● **Short task**
Check each line of the data below for the word "with", then extract the ones that have it.
◇ ◇ ◇ ◇
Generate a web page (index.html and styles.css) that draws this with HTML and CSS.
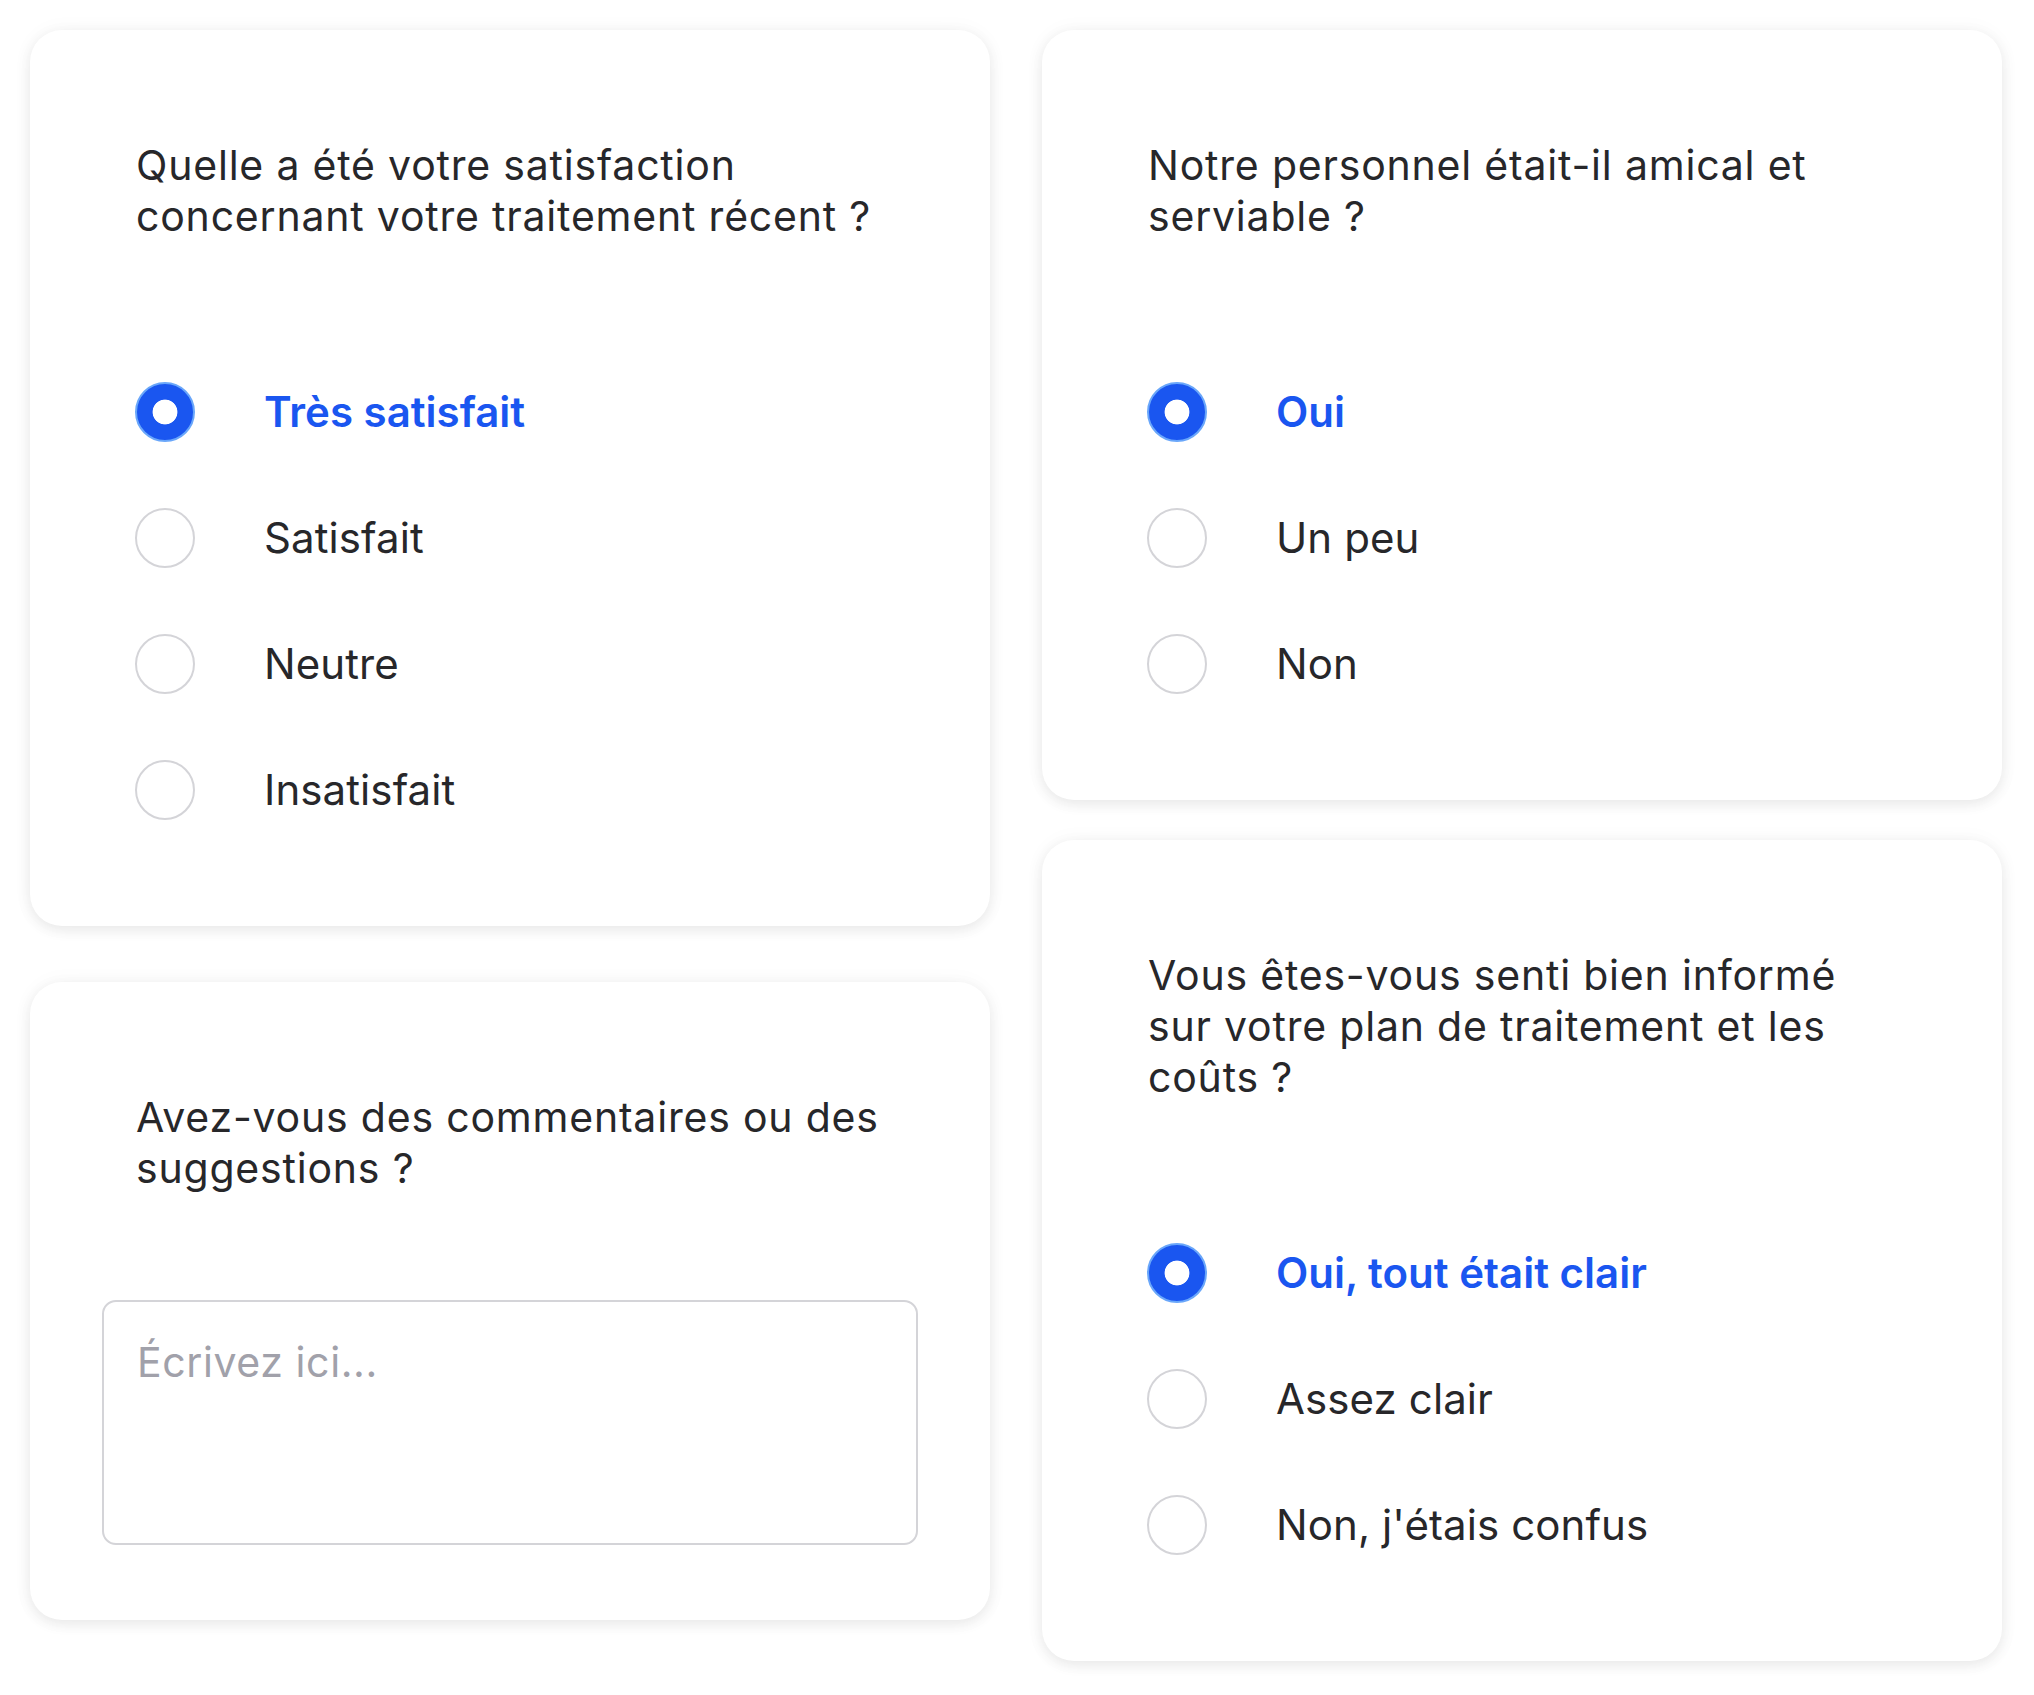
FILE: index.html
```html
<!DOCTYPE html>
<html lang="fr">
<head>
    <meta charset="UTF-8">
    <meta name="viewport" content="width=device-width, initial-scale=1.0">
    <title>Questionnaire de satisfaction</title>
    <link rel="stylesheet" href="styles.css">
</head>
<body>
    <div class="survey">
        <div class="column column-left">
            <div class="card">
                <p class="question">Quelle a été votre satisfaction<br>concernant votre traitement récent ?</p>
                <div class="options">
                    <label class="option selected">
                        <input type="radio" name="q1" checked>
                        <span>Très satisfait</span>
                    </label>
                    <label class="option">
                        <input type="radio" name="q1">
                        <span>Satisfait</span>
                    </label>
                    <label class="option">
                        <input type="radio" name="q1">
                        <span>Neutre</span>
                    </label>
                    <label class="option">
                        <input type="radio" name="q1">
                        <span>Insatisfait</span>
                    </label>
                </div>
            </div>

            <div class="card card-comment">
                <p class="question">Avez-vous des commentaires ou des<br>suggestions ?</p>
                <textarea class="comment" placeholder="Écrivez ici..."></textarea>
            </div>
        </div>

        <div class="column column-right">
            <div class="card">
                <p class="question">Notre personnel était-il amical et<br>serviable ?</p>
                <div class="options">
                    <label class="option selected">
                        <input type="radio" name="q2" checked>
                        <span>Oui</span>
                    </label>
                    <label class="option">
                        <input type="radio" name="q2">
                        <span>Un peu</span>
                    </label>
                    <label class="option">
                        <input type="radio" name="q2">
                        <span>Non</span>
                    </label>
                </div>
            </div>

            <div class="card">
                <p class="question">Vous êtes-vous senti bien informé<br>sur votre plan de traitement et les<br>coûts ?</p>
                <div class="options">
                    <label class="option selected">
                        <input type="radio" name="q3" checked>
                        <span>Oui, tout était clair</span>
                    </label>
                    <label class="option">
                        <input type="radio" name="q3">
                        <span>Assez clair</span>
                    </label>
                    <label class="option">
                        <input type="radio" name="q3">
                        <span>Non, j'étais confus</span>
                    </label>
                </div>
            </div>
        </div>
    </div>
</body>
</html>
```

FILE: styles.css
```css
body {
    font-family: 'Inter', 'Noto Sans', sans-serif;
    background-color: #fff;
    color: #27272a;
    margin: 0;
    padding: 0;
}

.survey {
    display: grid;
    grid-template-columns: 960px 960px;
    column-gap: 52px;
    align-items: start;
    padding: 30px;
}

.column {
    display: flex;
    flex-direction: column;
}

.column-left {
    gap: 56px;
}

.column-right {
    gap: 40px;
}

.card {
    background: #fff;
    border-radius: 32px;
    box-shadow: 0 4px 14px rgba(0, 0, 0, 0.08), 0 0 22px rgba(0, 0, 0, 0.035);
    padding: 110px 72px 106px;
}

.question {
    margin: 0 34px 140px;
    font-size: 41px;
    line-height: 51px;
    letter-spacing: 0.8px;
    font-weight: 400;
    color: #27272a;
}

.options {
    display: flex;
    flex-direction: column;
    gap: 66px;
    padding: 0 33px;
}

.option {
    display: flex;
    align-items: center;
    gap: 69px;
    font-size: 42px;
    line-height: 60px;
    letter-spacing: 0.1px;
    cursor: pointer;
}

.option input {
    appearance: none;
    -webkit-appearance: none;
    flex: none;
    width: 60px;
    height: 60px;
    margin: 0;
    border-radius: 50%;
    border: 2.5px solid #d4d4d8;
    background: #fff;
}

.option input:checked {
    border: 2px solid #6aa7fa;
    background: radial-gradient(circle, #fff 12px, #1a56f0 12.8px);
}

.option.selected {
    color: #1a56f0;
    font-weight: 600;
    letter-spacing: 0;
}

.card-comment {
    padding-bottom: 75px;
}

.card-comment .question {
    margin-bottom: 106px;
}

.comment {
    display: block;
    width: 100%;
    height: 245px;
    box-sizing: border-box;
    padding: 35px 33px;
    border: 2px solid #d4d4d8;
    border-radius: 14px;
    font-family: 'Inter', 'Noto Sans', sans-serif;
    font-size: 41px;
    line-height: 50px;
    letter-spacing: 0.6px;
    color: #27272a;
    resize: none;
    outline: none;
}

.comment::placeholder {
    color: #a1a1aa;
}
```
◇ ◇ ◇ ◇
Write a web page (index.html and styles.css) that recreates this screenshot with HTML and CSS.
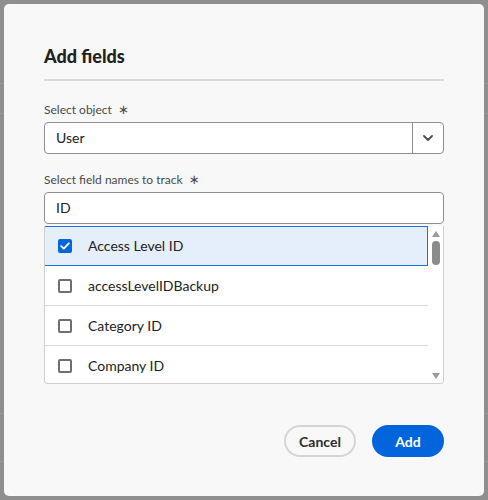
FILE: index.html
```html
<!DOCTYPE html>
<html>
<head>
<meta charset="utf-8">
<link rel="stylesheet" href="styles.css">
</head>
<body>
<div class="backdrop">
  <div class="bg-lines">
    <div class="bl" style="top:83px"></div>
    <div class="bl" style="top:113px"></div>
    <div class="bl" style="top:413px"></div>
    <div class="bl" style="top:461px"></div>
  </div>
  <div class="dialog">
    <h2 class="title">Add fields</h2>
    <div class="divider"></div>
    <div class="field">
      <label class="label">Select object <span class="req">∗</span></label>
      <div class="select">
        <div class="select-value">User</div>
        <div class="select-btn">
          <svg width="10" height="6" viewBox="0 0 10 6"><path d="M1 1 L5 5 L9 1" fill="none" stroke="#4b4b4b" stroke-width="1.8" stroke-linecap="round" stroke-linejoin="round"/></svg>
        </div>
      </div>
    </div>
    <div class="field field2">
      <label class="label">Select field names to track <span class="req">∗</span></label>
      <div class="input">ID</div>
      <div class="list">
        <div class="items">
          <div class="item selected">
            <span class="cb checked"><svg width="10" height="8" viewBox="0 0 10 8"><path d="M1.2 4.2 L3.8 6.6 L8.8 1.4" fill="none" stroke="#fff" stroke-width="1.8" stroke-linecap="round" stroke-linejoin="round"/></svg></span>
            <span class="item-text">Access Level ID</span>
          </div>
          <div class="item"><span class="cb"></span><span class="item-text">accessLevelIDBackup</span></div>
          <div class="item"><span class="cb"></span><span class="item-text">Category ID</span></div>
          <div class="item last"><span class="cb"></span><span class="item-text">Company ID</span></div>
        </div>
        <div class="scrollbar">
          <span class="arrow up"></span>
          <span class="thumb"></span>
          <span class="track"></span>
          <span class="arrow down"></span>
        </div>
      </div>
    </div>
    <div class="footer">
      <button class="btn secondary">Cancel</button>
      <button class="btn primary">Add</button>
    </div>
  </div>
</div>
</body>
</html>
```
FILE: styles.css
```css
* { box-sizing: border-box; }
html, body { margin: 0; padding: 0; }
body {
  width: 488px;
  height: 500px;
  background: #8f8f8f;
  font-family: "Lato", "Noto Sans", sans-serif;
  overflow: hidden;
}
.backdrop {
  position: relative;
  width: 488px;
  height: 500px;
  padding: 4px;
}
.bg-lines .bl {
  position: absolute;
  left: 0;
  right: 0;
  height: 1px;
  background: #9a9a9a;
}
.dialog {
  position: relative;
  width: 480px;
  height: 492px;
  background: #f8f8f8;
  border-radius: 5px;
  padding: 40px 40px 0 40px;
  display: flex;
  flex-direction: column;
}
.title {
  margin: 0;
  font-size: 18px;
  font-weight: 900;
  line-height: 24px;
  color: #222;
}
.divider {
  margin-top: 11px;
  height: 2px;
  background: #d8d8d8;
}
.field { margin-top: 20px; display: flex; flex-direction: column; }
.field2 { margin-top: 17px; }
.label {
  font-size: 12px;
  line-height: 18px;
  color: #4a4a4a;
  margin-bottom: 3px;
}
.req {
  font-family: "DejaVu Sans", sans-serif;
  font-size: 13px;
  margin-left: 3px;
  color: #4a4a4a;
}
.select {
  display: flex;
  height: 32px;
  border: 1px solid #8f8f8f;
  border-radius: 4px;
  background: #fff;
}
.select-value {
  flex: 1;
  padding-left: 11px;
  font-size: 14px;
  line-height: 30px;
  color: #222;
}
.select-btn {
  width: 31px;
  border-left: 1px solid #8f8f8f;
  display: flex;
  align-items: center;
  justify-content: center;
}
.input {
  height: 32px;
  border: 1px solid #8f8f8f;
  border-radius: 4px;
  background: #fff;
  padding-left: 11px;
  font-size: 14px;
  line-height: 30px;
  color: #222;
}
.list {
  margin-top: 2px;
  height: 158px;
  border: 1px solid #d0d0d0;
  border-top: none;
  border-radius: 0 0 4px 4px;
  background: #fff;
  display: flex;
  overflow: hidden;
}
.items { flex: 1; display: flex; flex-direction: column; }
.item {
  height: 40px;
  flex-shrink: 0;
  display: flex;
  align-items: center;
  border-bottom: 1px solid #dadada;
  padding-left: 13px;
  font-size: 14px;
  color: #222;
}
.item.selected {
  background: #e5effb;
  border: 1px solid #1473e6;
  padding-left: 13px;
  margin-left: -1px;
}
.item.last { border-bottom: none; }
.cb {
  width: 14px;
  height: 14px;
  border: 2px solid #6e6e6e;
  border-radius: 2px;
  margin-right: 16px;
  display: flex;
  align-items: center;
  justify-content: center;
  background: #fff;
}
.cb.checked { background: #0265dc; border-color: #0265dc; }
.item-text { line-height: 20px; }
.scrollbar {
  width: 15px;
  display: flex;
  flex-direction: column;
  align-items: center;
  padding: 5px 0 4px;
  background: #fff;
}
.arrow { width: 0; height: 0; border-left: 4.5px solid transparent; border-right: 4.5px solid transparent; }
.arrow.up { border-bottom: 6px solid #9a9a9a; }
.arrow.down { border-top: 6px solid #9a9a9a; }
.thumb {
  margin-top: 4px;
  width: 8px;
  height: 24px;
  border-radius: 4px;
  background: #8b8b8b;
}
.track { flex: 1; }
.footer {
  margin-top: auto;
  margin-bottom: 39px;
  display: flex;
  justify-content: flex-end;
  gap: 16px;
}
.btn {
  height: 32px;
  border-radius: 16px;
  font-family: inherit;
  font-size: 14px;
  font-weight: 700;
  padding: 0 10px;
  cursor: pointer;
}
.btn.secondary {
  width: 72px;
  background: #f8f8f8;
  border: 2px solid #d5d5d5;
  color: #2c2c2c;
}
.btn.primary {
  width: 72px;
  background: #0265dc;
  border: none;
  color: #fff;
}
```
◇ ◇ ◇ ◇
● **Output below**
Generate a web page (index.html and styles.css) that draws this with HTML and CSS.
Write a web page (index.html and styles.css) that recreates this screenshot with HTML and CSS.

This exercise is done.